Stuttgarter Zeitung, 10.2.2000

Dem grauen Wolf die Zähne gezogen

Nationalisten im türkischen Kabinett können den Regierungskurs nicht bestimmen

Ministerpräsident Bülent Ecevit hat die nationalistische MHP in die Regierung geholt. Seitdem gibt sich die ¸¸Wolfsfraktion'' äußerst friedlich.

Von Jan Keetman, Istanbul

Die Jugendvereine der Partei der nationalistischen Bewegung (MHP) nennen sich ¸¸Idealistenclubs'', besser bekannt sind sie unter der Bezeichnung ¸¸Graue Wölfe.'' Der Name kommt von ihrem Erkennungszeichen. Man legt die mittleren Finger auf den Daumen und spreizt die seitlichen Finger ab. Fertig ist der Wolfskopf. Die im Idealistenclub das Wolfszeichen machen, sind Männer im Alter von 18 bis 25 Jahren, die meisten sind arbeitslos. Einige schlafen im Vereinszentrum, weil sie obdachlos sind. Andere bringen auch schon mal ihre Gasrechnung vorbei, damit der Club sie bezahlt.

Das Ziel dieser ¸¸Idealisten'' ist es, den Staat zu retten und zu verteidigen. Das versuchen sie, indem potenzielle Staatsfeinde - Linke oder kurdische Nationalisten - tätlich angegriffen werden. Bei den Parlamentswahlen im vergangenen April eroberte die Partei 19 Prozent der Stimmen.
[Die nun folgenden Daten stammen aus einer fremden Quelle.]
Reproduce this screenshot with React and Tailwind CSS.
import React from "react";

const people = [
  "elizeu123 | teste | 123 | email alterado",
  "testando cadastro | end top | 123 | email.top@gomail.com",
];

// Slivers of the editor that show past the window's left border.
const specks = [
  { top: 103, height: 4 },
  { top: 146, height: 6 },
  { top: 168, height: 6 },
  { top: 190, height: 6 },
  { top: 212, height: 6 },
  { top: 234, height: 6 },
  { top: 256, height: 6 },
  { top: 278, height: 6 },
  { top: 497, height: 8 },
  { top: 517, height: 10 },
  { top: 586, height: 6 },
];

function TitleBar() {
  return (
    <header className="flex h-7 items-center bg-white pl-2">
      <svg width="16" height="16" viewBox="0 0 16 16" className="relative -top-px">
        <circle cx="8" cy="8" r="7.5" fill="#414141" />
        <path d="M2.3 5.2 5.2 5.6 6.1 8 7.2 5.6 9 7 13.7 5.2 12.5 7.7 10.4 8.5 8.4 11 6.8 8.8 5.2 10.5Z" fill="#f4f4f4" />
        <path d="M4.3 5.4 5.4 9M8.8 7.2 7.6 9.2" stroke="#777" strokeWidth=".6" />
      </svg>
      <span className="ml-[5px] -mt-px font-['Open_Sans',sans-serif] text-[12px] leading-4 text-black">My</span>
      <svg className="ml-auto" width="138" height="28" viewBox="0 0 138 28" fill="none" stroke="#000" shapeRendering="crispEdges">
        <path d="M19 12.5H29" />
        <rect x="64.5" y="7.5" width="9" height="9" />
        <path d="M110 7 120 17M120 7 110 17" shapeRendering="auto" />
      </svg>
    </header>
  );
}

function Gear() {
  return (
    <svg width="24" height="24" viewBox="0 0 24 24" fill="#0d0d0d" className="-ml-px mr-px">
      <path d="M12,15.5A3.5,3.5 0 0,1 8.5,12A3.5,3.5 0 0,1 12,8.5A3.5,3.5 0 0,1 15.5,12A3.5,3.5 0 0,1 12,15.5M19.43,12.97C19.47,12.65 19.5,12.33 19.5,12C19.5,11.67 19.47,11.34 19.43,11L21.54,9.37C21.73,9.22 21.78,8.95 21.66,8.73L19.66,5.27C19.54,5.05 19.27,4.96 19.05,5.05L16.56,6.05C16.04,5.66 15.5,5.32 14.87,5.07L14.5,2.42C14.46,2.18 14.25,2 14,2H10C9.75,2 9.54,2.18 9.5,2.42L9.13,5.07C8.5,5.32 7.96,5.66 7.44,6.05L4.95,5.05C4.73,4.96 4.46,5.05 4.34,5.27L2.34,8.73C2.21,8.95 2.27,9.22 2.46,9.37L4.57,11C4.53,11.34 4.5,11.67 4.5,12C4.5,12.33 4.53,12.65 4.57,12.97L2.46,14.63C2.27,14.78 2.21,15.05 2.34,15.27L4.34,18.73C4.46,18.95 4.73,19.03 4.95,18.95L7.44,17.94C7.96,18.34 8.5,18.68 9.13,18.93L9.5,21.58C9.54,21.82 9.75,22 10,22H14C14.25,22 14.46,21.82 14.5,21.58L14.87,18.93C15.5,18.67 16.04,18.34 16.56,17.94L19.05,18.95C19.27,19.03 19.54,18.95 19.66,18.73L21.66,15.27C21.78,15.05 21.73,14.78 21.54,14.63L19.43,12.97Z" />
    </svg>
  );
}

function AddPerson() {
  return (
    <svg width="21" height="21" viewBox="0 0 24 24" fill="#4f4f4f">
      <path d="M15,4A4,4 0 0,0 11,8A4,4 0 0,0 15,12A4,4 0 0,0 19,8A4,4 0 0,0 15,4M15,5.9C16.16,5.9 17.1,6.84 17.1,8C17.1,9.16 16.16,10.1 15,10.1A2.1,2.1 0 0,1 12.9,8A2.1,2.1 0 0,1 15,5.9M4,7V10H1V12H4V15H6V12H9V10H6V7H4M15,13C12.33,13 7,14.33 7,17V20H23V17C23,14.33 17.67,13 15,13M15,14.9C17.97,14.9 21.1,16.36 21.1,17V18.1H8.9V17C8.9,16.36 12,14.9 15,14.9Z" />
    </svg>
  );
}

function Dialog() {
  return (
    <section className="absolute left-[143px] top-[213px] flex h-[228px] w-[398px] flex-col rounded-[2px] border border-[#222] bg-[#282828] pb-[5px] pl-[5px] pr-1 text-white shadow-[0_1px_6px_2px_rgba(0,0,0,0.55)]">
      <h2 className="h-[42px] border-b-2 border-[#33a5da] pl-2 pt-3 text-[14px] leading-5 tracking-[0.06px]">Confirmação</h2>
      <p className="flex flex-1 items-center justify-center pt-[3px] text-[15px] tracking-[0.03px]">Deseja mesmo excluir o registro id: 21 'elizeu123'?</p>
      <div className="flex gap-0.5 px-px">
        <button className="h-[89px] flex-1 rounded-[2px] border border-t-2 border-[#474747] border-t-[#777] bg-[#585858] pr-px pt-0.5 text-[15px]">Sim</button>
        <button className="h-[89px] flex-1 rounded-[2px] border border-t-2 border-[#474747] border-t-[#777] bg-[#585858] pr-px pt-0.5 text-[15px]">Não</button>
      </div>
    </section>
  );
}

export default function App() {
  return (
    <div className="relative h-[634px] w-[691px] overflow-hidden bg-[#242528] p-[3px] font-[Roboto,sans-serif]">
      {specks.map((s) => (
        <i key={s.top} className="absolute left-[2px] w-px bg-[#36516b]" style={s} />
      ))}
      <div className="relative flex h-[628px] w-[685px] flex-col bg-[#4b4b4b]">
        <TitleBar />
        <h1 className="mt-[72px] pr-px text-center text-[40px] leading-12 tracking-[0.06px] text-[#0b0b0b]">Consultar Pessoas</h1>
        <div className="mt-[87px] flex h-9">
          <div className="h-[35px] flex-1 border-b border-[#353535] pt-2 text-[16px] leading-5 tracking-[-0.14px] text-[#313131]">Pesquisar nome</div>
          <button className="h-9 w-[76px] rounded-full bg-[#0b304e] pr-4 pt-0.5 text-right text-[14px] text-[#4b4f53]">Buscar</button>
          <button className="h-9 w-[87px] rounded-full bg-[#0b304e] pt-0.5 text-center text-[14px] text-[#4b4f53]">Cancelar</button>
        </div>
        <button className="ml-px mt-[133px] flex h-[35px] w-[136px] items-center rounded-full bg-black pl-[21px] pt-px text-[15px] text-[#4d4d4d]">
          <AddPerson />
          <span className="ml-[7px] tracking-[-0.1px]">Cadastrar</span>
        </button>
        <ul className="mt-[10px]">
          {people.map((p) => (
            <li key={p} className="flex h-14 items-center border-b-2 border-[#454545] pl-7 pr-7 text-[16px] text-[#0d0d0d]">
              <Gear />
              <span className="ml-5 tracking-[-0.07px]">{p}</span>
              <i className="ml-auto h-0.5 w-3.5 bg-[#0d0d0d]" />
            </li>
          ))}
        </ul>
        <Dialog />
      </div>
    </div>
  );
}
Vermutlich wäre die MHP sogar stärkste Kraft in der Volksvertretung geworden, hätte Premier Ecevit nicht zuvor mit der Verhaftung Öcalans einen spektakulären Erfolg verbuchen können. Weil das Militär eine Kabinettsbildung unter Einbezug der Islamisten ablehnte, blieb nichts anderes als eine Koalition mit Beteiligung der MHP.

Ecevit hat eine Weile gezögert, ehe er sich mit den gewaltbereiten Wirrköpfen an einen Tisch setzte, doch die Koalition arbeitet bisher erfolgreicher als erwartet. Die MHP hat die bitteren Pillen geschluckt, die ihr Ecevit verordnete. Zunächst musste die Partei hinnehmen, dass ihre Anhänger nicht sofort nach der Wahl zu hunderttausenden in den Staatsdienst übernommen wurden. Auch dass die Todesstrafe gegen Öcalan nicht vollstreckt wurde, musste man hinnehmen. Das Ja Ankaras zu Europa bedeutet ferner den Abschied von den Träumen von einem Reich, welches alle Turkvölker und Muslime bis nach China vereinigt. Dass der graue Wolf in der Regierung nicht wie erwartet die Zähne fletscht, liegt auch daran, dass der legendäre ¸¸Führer'' der MHP, der Oberst Alparslan Türkesch, nicht mehr an der Spitze der Partei steht. Er ist vor fünf Jahren gestorben.

Seinem Nachfolger Devlet Bahceli fehlt es an Erfahrung. Auch das für Führer der extremen Rechten wichtige Charisma fehlt ihm. Ein weiterer Grund dafür, dass der Wolfsfraktion der Biss fehlt, ist ihre ideologische Verbohrtheit. Ihr kompromissloses Programm lässt sich kaum in konkrete Politik umsetzen, solange die eigene Macht beschränkt ist. An der Basis rumort es kräftig angesichts von Bahcelis zahmem Kurs. Vor allem die Jugend will sich mit der Realpolitik nicht zufrieden geben. Sie hält die Ikonen alter Heroen der Grauen Wölfe hoch, welche längst als Mörder und Drogenhändler entlarvt sind.